On May 20, 2008, the Company borrowed $100 million under the Short-Term Credit Agreement under a Quoted Rate Advance at an approximate interest rate of 6.57%. The Company used the borrowings from the Short-Term Credit Agreement to pay down the Company’s U.S. revolving credit facility.

The Short-Term Credit Agreement is filed as Exhibit 10.1 to this report, the Security Agreement is filed as Exhibit 10.2 to this report and the Deed of Trust is filed as Exhibit 10.3 to this report.

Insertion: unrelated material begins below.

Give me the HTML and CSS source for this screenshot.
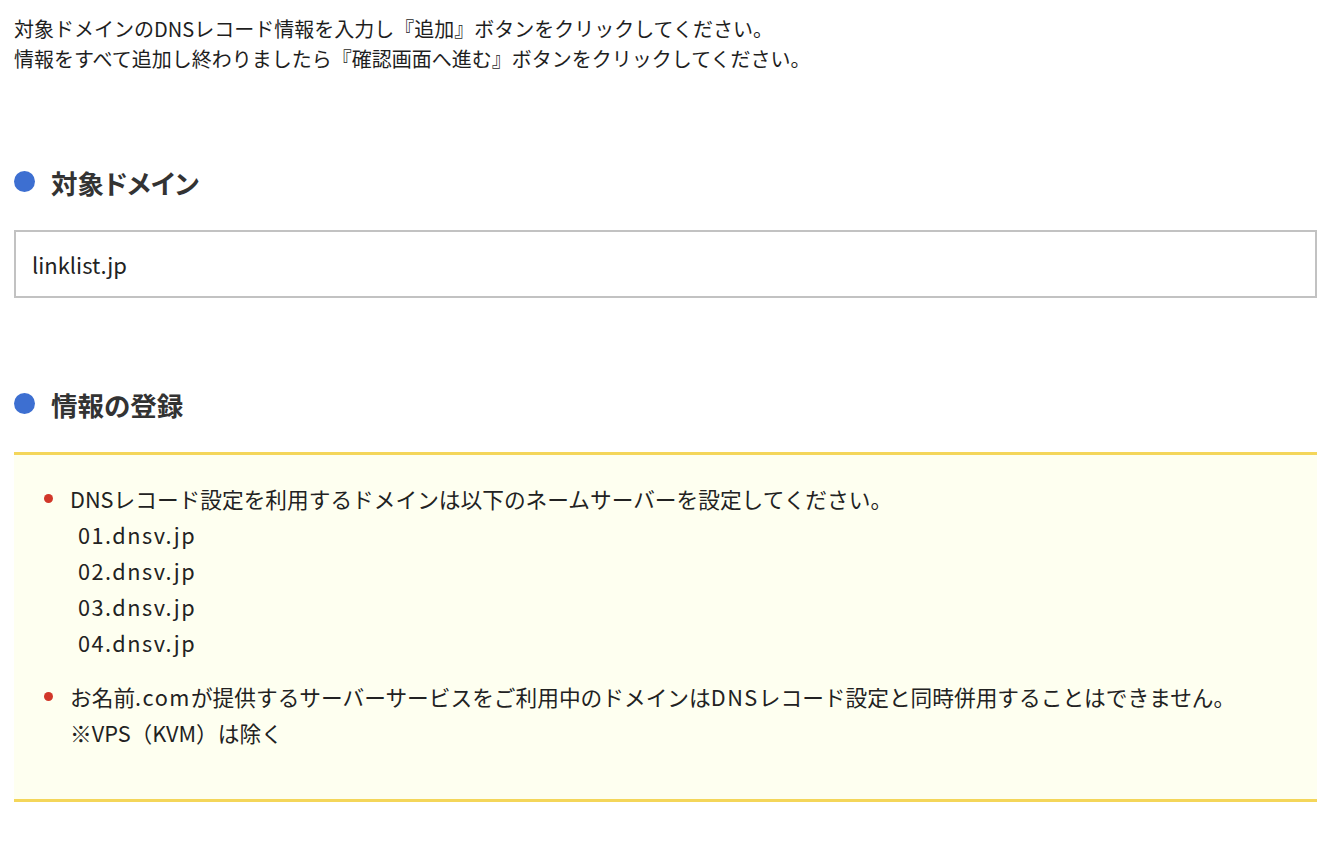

The foregoing summary description of such agreements and the transactions contemplated by them are qualified in their entirety by reference to the complete text of such agreements.

 

Item 9.01 Financial Statements and Exhibits.

 

(d)   Exhibit 10.1   Uncommitted Line of Credit Agreement, dated as of May 16, 2008, between Smithfield Foods, Inc., The Smithfield Packing Company, Incorporated and Citibank, N.A.
  Exhibit 10.2   Security Agreement, dated as of May 16, 2008, by and between The Smithfield Packing Company, Incorporated in favor of Citibank, N.A.
  Exhibit 10.3   Deed of Trust, Assignment of Leases and Security Agreement, dated as of May 16, 2008, by and among The Smithfield Packing Company, Incorporated, as grantor, to First American Title Insurance Company, as trustee, for the benefit of Citibank, N.A., as beneficiary.


SIGNATURES

Pursuant to the requirements of the Securities Exchange Act of 1934, the Registrant has duly caused this report to be signed on its behalf by the undersigned hereunto duly authorized.

 

  SMITHFIELD FOODS, INC.
Date: May 22, 2008  

/s/ Michael H. Cole

  Michael H. Cole
  Vice President, Chief Legal Officer and Secretary


EXHIBIT INDEX

 

Exhibit No.

  

Description

Exhibit 10.1    Uncommitted Line of Credit Agreement, dated as of May 16, 2008, between Smithfield Foods, Inc., The Smithfield Packing Company, Incorporated and Citibank, N.A.
Exhibit 10.2    Security Agreement, dated as of May 16, 2008, by and between The Smithfield Packing Company, Incorporated in favor of Citibank, N.A.
Exhibit 10.3    Deed of Trust, Assignment of Leases and Security Agreement, dated as of May 16, 2008, by and among The Smithfield Packing Company, Incorporated, as grantor, to First American Title Insurance Company, as trustee, for the benefit of Citibank, N.A., as beneficiary.